§ **What to produce**
A line counts if it contains the word "that" at least once. State how many such lines the records contain, giving the number alone.

── Supplied records

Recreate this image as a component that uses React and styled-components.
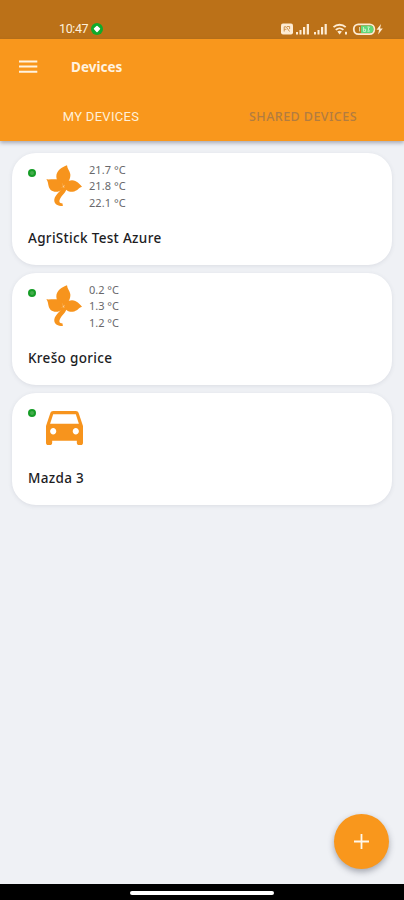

────
── Supplied records

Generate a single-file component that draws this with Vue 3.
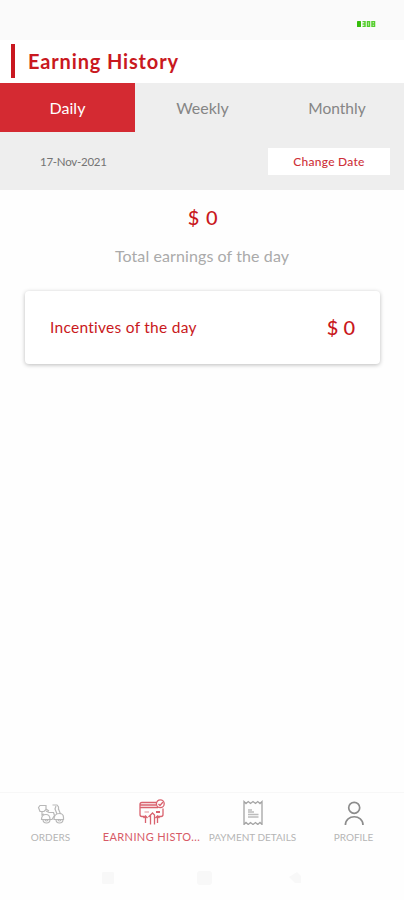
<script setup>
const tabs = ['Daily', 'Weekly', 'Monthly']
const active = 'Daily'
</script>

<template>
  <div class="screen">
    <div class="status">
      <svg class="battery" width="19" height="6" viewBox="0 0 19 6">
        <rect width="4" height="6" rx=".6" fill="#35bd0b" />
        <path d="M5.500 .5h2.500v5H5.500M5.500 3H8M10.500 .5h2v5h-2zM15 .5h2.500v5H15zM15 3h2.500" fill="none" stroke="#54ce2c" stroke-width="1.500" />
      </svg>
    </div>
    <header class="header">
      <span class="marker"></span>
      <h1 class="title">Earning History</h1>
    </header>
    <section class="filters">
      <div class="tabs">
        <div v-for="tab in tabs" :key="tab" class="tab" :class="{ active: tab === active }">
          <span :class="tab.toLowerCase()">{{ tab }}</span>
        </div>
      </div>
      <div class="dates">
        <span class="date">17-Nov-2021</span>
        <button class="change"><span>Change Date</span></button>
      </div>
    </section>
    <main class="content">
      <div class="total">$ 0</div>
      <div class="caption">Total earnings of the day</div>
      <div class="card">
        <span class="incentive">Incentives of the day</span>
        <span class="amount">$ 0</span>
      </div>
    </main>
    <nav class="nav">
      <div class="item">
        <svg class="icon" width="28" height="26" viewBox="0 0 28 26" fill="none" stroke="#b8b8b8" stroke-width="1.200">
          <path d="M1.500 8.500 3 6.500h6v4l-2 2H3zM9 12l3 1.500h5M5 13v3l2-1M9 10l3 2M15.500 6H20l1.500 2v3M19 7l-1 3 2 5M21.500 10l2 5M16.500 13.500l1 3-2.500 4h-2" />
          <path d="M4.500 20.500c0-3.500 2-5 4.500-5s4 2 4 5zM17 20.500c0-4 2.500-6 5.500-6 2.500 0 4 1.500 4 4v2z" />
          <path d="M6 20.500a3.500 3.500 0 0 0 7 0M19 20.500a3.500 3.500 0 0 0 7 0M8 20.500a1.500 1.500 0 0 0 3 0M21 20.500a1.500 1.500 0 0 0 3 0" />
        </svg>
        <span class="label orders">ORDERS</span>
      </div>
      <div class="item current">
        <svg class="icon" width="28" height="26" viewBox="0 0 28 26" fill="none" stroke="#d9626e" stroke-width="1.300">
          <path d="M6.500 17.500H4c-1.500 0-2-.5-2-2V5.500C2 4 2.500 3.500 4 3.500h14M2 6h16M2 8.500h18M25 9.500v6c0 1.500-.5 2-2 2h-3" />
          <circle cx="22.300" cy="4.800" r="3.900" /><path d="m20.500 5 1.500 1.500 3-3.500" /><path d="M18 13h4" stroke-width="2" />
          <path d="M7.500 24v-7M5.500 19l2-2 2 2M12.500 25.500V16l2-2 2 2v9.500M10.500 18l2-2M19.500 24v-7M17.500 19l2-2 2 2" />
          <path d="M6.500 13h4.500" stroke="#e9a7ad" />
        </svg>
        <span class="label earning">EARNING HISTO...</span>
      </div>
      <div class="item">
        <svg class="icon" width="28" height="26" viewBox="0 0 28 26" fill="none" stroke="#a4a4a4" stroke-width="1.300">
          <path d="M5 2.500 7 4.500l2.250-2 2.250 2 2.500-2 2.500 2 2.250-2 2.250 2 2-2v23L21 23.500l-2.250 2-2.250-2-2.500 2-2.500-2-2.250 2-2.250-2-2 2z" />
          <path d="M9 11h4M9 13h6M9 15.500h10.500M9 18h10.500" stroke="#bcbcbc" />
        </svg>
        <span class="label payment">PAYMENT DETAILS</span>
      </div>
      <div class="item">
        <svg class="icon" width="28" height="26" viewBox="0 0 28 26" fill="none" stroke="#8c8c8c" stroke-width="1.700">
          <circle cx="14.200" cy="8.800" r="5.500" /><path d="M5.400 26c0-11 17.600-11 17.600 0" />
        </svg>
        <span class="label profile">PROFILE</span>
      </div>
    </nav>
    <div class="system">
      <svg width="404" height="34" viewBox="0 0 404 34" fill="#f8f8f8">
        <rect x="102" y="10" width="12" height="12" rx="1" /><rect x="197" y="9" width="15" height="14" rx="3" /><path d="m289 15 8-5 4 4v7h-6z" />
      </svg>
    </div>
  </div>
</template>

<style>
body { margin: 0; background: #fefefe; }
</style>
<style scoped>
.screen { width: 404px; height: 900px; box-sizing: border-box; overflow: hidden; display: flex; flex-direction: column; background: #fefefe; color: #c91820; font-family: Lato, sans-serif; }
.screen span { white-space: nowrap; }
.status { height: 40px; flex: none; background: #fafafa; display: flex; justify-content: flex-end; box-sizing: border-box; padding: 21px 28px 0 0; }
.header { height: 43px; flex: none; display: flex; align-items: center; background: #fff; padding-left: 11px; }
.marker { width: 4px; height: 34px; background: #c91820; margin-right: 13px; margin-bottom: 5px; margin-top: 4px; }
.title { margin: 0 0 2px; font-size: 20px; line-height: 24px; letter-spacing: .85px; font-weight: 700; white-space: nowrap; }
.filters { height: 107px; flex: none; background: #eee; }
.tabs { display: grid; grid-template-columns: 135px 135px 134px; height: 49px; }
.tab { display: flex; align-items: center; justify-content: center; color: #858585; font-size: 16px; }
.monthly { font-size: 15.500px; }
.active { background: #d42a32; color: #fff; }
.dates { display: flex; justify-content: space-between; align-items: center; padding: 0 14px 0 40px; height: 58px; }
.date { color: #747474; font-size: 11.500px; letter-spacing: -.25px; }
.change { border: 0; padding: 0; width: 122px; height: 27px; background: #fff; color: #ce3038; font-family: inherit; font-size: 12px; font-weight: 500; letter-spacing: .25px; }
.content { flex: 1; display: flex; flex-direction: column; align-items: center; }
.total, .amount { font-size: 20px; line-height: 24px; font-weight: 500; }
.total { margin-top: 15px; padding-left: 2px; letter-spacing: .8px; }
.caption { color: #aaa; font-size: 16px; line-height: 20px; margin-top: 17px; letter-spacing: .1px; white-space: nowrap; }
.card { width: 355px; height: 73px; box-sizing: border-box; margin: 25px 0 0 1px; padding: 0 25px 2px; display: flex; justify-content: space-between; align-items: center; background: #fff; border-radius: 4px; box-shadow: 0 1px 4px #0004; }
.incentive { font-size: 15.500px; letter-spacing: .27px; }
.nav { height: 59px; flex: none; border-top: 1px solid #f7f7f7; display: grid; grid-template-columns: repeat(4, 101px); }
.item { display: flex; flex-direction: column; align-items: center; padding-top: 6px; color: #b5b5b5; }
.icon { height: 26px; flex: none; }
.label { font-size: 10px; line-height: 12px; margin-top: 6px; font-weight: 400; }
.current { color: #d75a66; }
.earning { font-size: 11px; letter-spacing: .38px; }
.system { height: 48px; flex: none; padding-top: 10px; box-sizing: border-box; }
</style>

────

§ **Output for this exercise**
2